**What the task asks**:
Your task is to repeat the lines below exactly, excluding any pictures they contain.

** Begin Dataset excerpt **

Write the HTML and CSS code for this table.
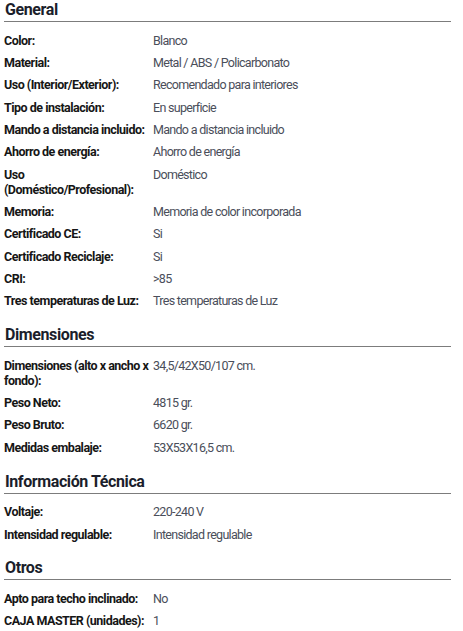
FILE: index.html
```html
<!DOCTYPE html>
<html lang="es">
<head>
<meta charset="utf-8">
<title>Especificaciones</title>
<link rel="stylesheet" href="styles.css">
</head>
<body>
<div class="specs-page">
  <section class="group">
    <h2 class="group-title">General</h2>
    <dl class="specs">
      <div class="row"><dt>Color:</dt><dd>Blanco</dd></div>
      <div class="row"><dt>Material:</dt><dd>Metal / ABS / Policarbonato</dd></div>
      <div class="row"><dt>Uso (Interior/Exterior):</dt><dd>Recomendado para interiores</dd></div>
      <div class="row"><dt>Tipo de instalación:</dt><dd>En superficie</dd></div>
      <div class="row"><dt>Mando a distancia incluido:</dt><dd>Mando a distancia incluido</dd></div>
      <div class="row"><dt>Ahorro de energía:</dt><dd>Ahorro de energía</dd></div>
      <div class="row"><dt>Uso (Doméstico/Profesional):</dt><dd>Doméstico</dd></div>
      <div class="row"><dt>Memoria:</dt><dd>Memoria de color incorporada</dd></div>
      <div class="row"><dt>Certificado CE:</dt><dd>Si</dd></div>
      <div class="row"><dt>Certificado Reciclaje:</dt><dd>Si</dd></div>
      <div class="row"><dt>CRI:</dt><dd>&gt;85</dd></div>
      <div class="row"><dt>Tres temperaturas de Luz:</dt><dd>Tres temperaturas de Luz</dd></div>
    </dl>
  </section>
  <section class="group">
    <h2 class="group-title">Dimensiones</h2>
    <dl class="specs">
      <div class="row"><dt>Dimensiones (alto x ancho x fondo):</dt><dd>34,5/42X50/107 cm.</dd></div>
      <div class="row"><dt>Peso Neto:</dt><dd>4815 gr.</dd></div>
      <div class="row"><dt>Peso Bruto:</dt><dd>6620 gr.</dd></div>
      <div class="row"><dt>Medidas embalaje:</dt><dd>53X53X16,5 cm.</dd></div>
    </dl>
  </section>
  <section class="group">
    <h2 class="group-title">Información Técnica</h2>
    <dl class="specs">
      <div class="row"><dt>Voltaje:</dt><dd>220-240 V</dd></div>
      <div class="row"><dt>Intensidad regulable:</dt><dd>Intensidad regulable</dd></div>
    </dl>
  </section>
  <section class="group">
    <h2 class="group-title">Otros</h2>
    <dl class="specs">
      <div class="row"><dt>Apto para techo inclinado:</dt><dd>No</dd></div>
      <div class="row"><dt>CAJA MASTER (unidades):</dt><dd>1</dd></div>
    </dl>
  </section>
</div>
</body>
</html>
```
FILE: styles.css
```css
html, body {
  margin: 0;
  padding: 0;
  background: #ffffff;
}

body {
  font-family: Roboto, "Noto Sans", sans-serif;
  color: #1a1a1a;
}

.specs-page {
  padding: 0 12px 0 4px;
  display: flex;
  flex-direction: column;
  gap: 13px;
}

.group-title {
  margin: 0;
  font-size: 16px;
  font-weight: 700;
  line-height: 20px;
  padding: 0 0 1px 1px;
  color: #1b1e2b;
  letter-spacing: -0.4px;
  border-bottom: 1px solid #7c7c7c;
}

.specs {
  margin: 7px 0 0;
  display: flex;
  flex-direction: column;
}

.row {
  display: grid;
  grid-template-columns: 149px 1fr;
  padding: 3.68px 0;
  font-size: 12.5px;
  line-height: 15px;
}

.row dt {
  margin: 0;
  font-weight: 700;
  color: #161616;
  padding-right: 4px;
  letter-spacing: -0.5px;
}

.row dd {
  margin: 0;
  font-weight: 400;
  color: #4a4e5a;
  letter-spacing: -0.7px;
}
```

** End Dataset excerpt **

**Solution to this exercise**:
Write the HTML and CSS code for this table.
FILE: index.html
```html
<!DOCTYPE html>
<html lang="es">
<head>
<meta charset="utf-8">
<title>Especificaciones</title>
<link rel="stylesheet" href="styles.css">
</head>
<body>
<div class="specs-page">
  <section class="group">
    <h2 class="group-title">General</h2>
    <dl class="specs">
      <div class="row"><dt>Color:</dt><dd>Blanco</dd></div>
      <div class="row"><dt>Material:</dt><dd>Metal / ABS / Policarbonato</dd></div>
      <div class="row"><dt>Uso (Interior/Exterior):</dt><dd>Recomendado para interiores</dd></div>
      <div class="row"><dt>Tipo de instalación:</dt><dd>En superficie</dd></div>
      <div class="row"><dt>Mando a distancia incluido:</dt><dd>Mando a distancia incluido</dd></div>
      <div class="row"><dt>Ahorro de energía:</dt><dd>Ahorro de energía</dd></div>
      <div class="row"><dt>Uso (Doméstico/Profesional):</dt><dd>Doméstico</dd></div>
      <div class="row"><dt>Memoria:</dt><dd>Memoria de color incorporada</dd></div>
      <div class="row"><dt>Certificado CE:</dt><dd>Si</dd></div>
      <div class="row"><dt>Certificado Reciclaje:</dt><dd>Si</dd></div>
      <div class="row"><dt>CRI:</dt><dd>&gt;85</dd></div>
      <div class="row"><dt>Tres temperaturas de Luz:</dt><dd>Tres temperaturas de Luz</dd></div>
    </dl>
  </section>
  <section class="group">
    <h2 class="group-title">Dimensiones</h2>
    <dl class="specs">
      <div class="row"><dt>Dimensiones (alto x ancho x fondo):</dt><dd>34,5/42X50/107 cm.</dd></div>
      <div class="row"><dt>Peso Neto:</dt><dd>4815 gr.</dd></div>
      <div class="row"><dt>Peso Bruto:</dt><dd>6620 gr.</dd></div>
      <div class="row"><dt>Medidas embalaje:</dt><dd>53X53X16,5 cm.</dd></div>
    </dl>
  </section>
  <section class="group">
    <h2 class="group-title">Información Técnica</h2>
    <dl class="specs">
      <div class="row"><dt>Voltaje:</dt><dd>220-240 V</dd></div>
      <div class="row"><dt>Intensidad regulable:</dt><dd>Intensidad regulable</dd></div>
    </dl>
  </section>
  <section class="group">
    <h2 class="group-title">Otros</h2>
    <dl class="specs">
      <div class="row"><dt>Apto para techo inclinado:</dt><dd>No</dd></div>
      <div class="row"><dt>CAJA MASTER (unidades):</dt><dd>1</dd></div>
    </dl>
  </section>
</div>
</body>
</html>
```
FILE: styles.css
```css
html, body {
  margin: 0;
  padding: 0;
  background: #ffffff;
}

body {
  font-family: Roboto, "Noto Sans", sans-serif;
  color: #1a1a1a;
}

.specs-page {
  padding: 0 12px 0 4px;
  display: flex;
  flex-direction: column;
  gap: 13px;
}

.group-title {
  margin: 0;
  font-size: 16px;
  font-weight: 700;
  line-height: 20px;
  padding: 0 0 1px 1px;
  color: #1b1e2b;
  letter-spacing: -0.4px;
  border-bottom: 1px solid #7c7c7c;
}

.specs {
  margin: 7px 0 0;
  display: flex;
  flex-direction: column;
}

.row {
  display: grid;
  grid-template-columns: 149px 1fr;
  padding: 3.68px 0;
  font-size: 12.5px;
  line-height: 15px;
}

.row dt {
  margin: 0;
  font-weight: 700;
  color: #161616;
  padding-right: 4px;
  letter-spacing: -0.5px;
}

.row dd {
  margin: 0;
  font-weight: 400;
  color: #4a4e5a;
  letter-spacing: -0.7px;
}
```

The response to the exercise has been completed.